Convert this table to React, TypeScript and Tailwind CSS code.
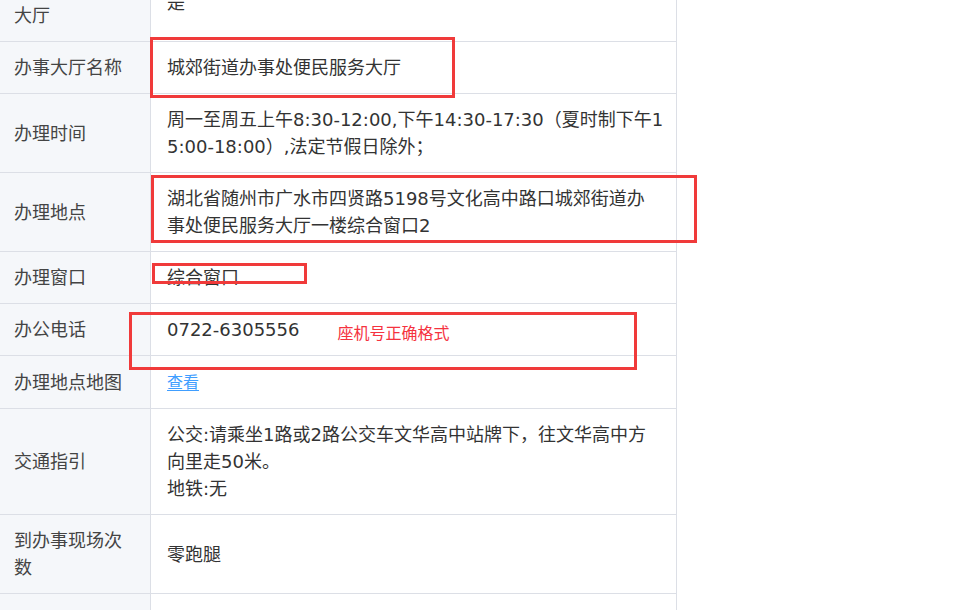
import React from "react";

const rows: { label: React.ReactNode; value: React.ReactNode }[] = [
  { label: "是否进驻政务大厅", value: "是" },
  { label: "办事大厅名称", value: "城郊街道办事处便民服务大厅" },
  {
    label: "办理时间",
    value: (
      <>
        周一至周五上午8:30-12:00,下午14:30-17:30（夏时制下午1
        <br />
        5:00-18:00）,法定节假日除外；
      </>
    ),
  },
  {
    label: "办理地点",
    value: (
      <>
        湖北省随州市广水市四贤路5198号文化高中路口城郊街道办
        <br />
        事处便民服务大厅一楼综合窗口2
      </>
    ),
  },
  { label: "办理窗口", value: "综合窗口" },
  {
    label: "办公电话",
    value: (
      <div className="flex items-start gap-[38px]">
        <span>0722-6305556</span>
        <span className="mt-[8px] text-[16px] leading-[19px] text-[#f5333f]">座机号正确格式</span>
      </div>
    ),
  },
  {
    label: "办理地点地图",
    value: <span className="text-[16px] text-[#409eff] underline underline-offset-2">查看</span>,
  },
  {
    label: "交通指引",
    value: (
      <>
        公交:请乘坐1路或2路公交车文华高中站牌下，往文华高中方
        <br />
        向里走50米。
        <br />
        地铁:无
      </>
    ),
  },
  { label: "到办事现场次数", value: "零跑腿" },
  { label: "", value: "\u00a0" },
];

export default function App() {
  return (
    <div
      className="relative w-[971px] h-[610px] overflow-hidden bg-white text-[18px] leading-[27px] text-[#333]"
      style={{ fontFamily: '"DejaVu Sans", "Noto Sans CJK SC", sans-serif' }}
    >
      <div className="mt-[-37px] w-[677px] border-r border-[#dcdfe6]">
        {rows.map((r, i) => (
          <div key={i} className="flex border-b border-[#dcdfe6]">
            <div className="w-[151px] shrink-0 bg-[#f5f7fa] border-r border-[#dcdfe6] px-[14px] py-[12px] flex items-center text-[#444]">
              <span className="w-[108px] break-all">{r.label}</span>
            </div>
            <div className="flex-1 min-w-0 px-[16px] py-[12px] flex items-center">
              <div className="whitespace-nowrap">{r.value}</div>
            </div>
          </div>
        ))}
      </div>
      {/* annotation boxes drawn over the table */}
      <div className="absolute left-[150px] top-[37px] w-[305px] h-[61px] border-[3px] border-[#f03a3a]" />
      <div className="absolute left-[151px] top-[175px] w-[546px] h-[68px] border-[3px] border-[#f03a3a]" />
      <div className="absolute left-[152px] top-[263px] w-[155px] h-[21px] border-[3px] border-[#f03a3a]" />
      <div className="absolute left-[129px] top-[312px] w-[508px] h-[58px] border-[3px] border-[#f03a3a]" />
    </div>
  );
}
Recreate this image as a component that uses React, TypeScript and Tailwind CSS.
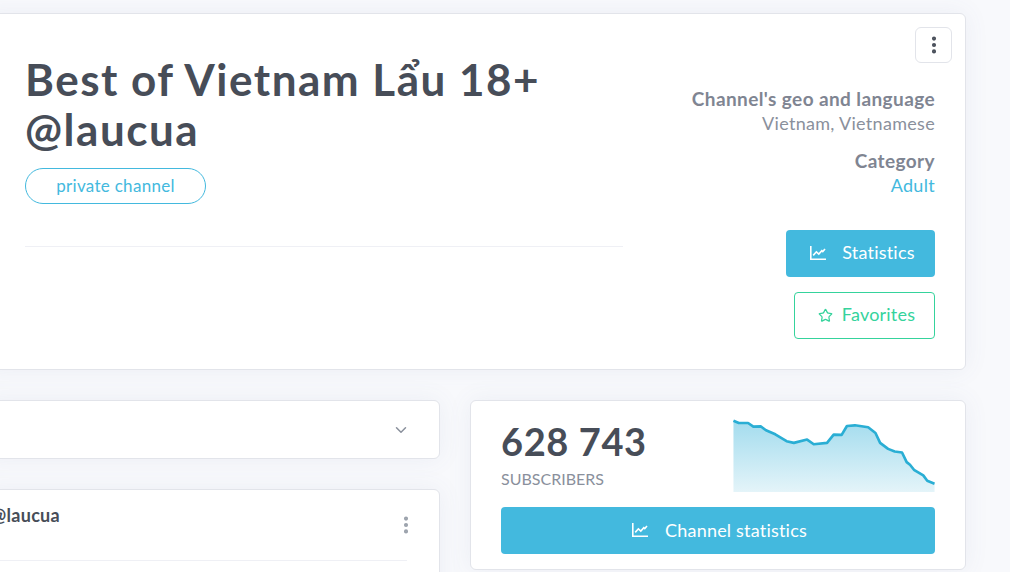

^^^^

**Problem description**
Include the first line of the records, the line containing "import React from", and every line between them, repeated exactly. Skip the pictures.

**Exercise response**
Convert this table to React, TypeScript and Tailwind CSS code.
import React from "react";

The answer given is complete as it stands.